WHAT NEEDS TO BE DONE: Repeat the data word for word. Do not include the pictures.

★ ★ ★ ★

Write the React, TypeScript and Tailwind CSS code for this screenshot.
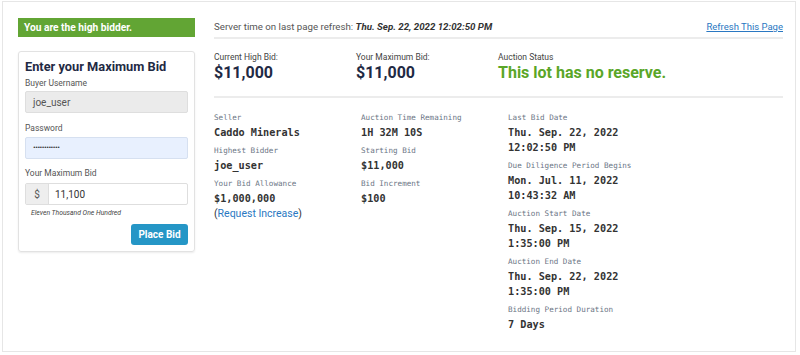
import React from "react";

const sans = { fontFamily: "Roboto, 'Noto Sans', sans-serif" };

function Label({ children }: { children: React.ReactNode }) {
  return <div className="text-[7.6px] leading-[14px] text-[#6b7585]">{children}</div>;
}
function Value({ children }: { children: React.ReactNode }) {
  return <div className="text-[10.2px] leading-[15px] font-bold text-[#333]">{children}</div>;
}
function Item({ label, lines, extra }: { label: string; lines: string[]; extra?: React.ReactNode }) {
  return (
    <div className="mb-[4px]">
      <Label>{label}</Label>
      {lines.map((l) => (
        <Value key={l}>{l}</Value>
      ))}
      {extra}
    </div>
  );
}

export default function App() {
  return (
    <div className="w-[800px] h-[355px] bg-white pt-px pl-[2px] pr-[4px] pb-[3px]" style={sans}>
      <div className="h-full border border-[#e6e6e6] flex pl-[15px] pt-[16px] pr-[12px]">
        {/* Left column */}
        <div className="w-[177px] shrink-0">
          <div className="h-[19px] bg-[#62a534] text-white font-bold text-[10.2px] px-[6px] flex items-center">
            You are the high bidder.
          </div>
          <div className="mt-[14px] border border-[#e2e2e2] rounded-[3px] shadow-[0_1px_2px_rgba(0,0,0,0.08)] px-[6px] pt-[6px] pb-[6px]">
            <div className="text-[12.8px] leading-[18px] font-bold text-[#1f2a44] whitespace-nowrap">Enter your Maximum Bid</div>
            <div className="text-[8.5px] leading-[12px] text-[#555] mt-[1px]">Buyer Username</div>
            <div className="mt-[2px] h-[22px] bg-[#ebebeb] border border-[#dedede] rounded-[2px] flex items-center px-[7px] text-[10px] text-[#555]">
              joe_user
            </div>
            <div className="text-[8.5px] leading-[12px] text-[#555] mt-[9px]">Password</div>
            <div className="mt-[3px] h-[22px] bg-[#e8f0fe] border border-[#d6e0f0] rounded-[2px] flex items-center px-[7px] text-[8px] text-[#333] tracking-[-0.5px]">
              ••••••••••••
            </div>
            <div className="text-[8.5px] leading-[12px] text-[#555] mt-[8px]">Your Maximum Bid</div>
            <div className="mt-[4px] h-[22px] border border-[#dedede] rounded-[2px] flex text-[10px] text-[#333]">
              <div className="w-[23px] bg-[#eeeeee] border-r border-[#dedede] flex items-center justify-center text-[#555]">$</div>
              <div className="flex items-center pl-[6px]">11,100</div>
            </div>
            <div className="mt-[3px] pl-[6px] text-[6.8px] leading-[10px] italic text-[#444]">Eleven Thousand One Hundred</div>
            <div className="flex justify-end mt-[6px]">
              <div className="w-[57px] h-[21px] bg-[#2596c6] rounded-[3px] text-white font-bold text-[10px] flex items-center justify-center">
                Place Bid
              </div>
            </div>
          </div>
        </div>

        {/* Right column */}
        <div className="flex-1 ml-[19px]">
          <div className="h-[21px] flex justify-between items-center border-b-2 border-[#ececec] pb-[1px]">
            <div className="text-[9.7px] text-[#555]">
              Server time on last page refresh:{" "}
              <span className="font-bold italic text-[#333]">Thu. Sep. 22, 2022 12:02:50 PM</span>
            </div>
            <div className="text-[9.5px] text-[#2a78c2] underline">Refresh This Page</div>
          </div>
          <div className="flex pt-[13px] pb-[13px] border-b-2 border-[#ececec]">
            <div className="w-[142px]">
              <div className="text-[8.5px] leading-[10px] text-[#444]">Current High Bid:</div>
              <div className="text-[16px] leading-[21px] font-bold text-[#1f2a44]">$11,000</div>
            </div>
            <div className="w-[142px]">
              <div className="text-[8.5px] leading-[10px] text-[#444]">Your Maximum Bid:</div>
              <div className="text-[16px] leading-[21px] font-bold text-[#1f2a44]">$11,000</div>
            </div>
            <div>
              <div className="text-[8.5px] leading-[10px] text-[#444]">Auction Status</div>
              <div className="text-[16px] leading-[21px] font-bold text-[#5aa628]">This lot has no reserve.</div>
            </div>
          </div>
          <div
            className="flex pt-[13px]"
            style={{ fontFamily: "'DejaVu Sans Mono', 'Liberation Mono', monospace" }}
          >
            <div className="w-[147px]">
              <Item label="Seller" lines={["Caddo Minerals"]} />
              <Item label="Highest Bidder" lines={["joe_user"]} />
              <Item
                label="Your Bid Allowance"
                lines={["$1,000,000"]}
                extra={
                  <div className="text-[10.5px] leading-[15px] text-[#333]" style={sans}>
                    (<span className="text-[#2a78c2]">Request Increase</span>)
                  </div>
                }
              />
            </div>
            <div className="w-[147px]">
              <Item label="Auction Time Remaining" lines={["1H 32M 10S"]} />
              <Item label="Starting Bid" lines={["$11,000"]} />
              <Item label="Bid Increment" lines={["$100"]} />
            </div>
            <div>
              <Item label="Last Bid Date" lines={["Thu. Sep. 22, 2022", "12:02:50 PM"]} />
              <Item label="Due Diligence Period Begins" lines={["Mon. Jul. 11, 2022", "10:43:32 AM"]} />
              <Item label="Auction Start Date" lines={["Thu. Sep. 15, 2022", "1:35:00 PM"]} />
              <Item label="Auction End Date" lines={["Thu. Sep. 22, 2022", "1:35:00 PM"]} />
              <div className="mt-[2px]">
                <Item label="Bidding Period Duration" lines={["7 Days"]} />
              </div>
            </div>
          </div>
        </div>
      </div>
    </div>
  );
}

★ ★ ★ ★

OUTPUT BELOW:
Write the React, TypeScript and Tailwind CSS code for this screenshot.
import React from "react";

const sans = { fontFamily: "Roboto, 'Noto Sans', sans-serif" };

function Label({ children }: { children: React.ReactNode }) {
  return <div className="text-[7.6px] leading-[14px] text-[#6b7585]">{children}</div>;
}
function Value({ children }: { children: React.ReactNode }) {
  return <div className="text-[10.2px] leading-[15px] font-bold text-[#333]">{children}</div>;
}
function Item({ label, lines, extra }: { label: string; lines: string[]; extra?: React.ReactNode }) {
  return (
    <div className="mb-[4px]">
      <Label>{label}</Label>
      {lines.map((l) => (
        <Value key={l}>{l}</Value>
      ))}
      {extra}
    </div>
  );
}

export default function App() {
  return (
    <div className="w-[800px] h-[355px] bg-white pt-px pl-[2px] pr-[4px] pb-[3px]" style={sans}>
      <div className="h-full border border-[#e6e6e6] flex pl-[15px] pt-[16px] pr-[12px]">
        {/* Left column */}
        <div className="w-[177px] shrink-0">
          <div className="h-[19px] bg-[#62a534] text-white font-bold text-[10.2px] px-[6px] flex items-center">
            You are the high bidder.
          </div>
          <div className="mt-[14px] border border-[#e2e2e2] rounded-[3px] shadow-[0_1px_2px_rgba(0,0,0,0.08)] px-[6px] pt-[6px] pb-[6px]">
            <div className="text-[12.8px] leading-[18px] font-bold text-[#1f2a44] whitespace-nowrap">Enter your Maximum Bid</div>
            <div className="text-[8.5px] leading-[12px] text-[#555] mt-[1px]">Buyer Username</div>
            <div className="mt-[2px] h-[22px] bg-[#ebebeb] border border-[#dedede] rounded-[2px] flex items-center px-[7px] text-[10px] text-[#555]">
              joe_user
            </div>
            <div className="text-[8.5px] leading-[12px] text-[#555] mt-[9px]">Password</div>
            <div className="mt-[3px] h-[22px] bg-[#e8f0fe] border border-[#d6e0f0] rounded-[2px] flex items-center px-[7px] text-[8px] text-[#333] tracking-[-0.5px]">
              ••••••••••••
            </div>
            <div className="text-[8.5px] leading-[12px] text-[#555] mt-[8px]">Your Maximum Bid</div>
            <div className="mt-[4px] h-[22px] border border-[#dedede] rounded-[2px] flex text-[10px] text-[#333]">
              <div className="w-[23px] bg-[#eeeeee] border-r border-[#dedede] flex items-center justify-center text-[#555]">$</div>
              <div className="flex items-center pl-[6px]">11,100</div>
            </div>
            <div className="mt-[3px] pl-[6px] text-[6.8px] leading-[10px] italic text-[#444]">Eleven Thousand One Hundred</div>
            <div className="flex justify-end mt-[6px]">
              <div className="w-[57px] h-[21px] bg-[#2596c6] rounded-[3px] text-white font-bold text-[10px] flex items-center justify-center">
                Place Bid
              </div>
            </div>
          </div>
        </div>

        {/* Right column */}
        <div className="flex-1 ml-[19px]">
          <div className="h-[21px] flex justify-between items-center border-b-2 border-[#ececec] pb-[1px]">
            <div className="text-[9.7px] text-[#555]">
              Server time on last page refresh:{" "}
              <span className="font-bold italic text-[#333]">Thu. Sep. 22, 2022 12:02:50 PM</span>
            </div>
            <div className="text-[9.5px] text-[#2a78c2] underline">Refresh This Page</div>
          </div>
          <div className="flex pt-[13px] pb-[13px] border-b-2 border-[#ececec]">
            <div className="w-[142px]">
              <div className="text-[8.5px] leading-[10px] text-[#444]">Current High Bid:</div>
              <div className="text-[16px] leading-[21px] font-bold text-[#1f2a44]">$11,000</div>
            </div>
            <div className="w-[142px]">
              <div className="text-[8.5px] leading-[10px] text-[#444]">Your Maximum Bid:</div>
              <div className="text-[16px] leading-[21px] font-bold text-[#1f2a44]">$11,000</div>
            </div>
            <div>
              <div className="text-[8.5px] leading-[10px] text-[#444]">Auction Status</div>
              <div className="text-[16px] leading-[21px] font-bold text-[#5aa628]">This lot has no reserve.</div>
            </div>
          </div>
          <div
            className="flex pt-[13px]"
            style={{ fontFamily: "'DejaVu Sans Mono', 'Liberation Mono', monospace" }}
          >
            <div className="w-[147px]">
              <Item label="Seller" lines={["Caddo Minerals"]} />
              <Item label="Highest Bidder" lines={["joe_user"]} />
              <Item
                label="Your Bid Allowance"
                lines={["$1,000,000"]}
                extra={
                  <div className="text-[10.5px] leading-[15px] text-[#333]" style={sans}>
                    (<span className="text-[#2a78c2]">Request Increase</span>)
                  </div>
                }
              />
            </div>
            <div className="w-[147px]">
              <Item label="Auction Time Remaining" lines={["1H 32M 10S"]} />
              <Item label="Starting Bid" lines={["$11,000"]} />
              <Item label="Bid Increment" lines={["$100"]} />
            </div>
            <div>
              <Item label="Last Bid Date" lines={["Thu. Sep. 22, 2022", "12:02:50 PM"]} />
              <Item label="Due Diligence Period Begins" lines={["Mon. Jul. 11, 2022", "10:43:32 AM"]} />
              <Item label="Auction Start Date" lines={["Thu. Sep. 15, 2022", "1:35:00 PM"]} />
              <Item label="Auction End Date" lines={["Thu. Sep. 22, 2022", "1:35:00 PM"]} />
              <div className="mt-[2px]">
                <Item label="Bidding Period Duration" lines={["7 Days"]} />
              </div>
            </div>
          </div>
        </div>
      </div>
    </div>
  );
}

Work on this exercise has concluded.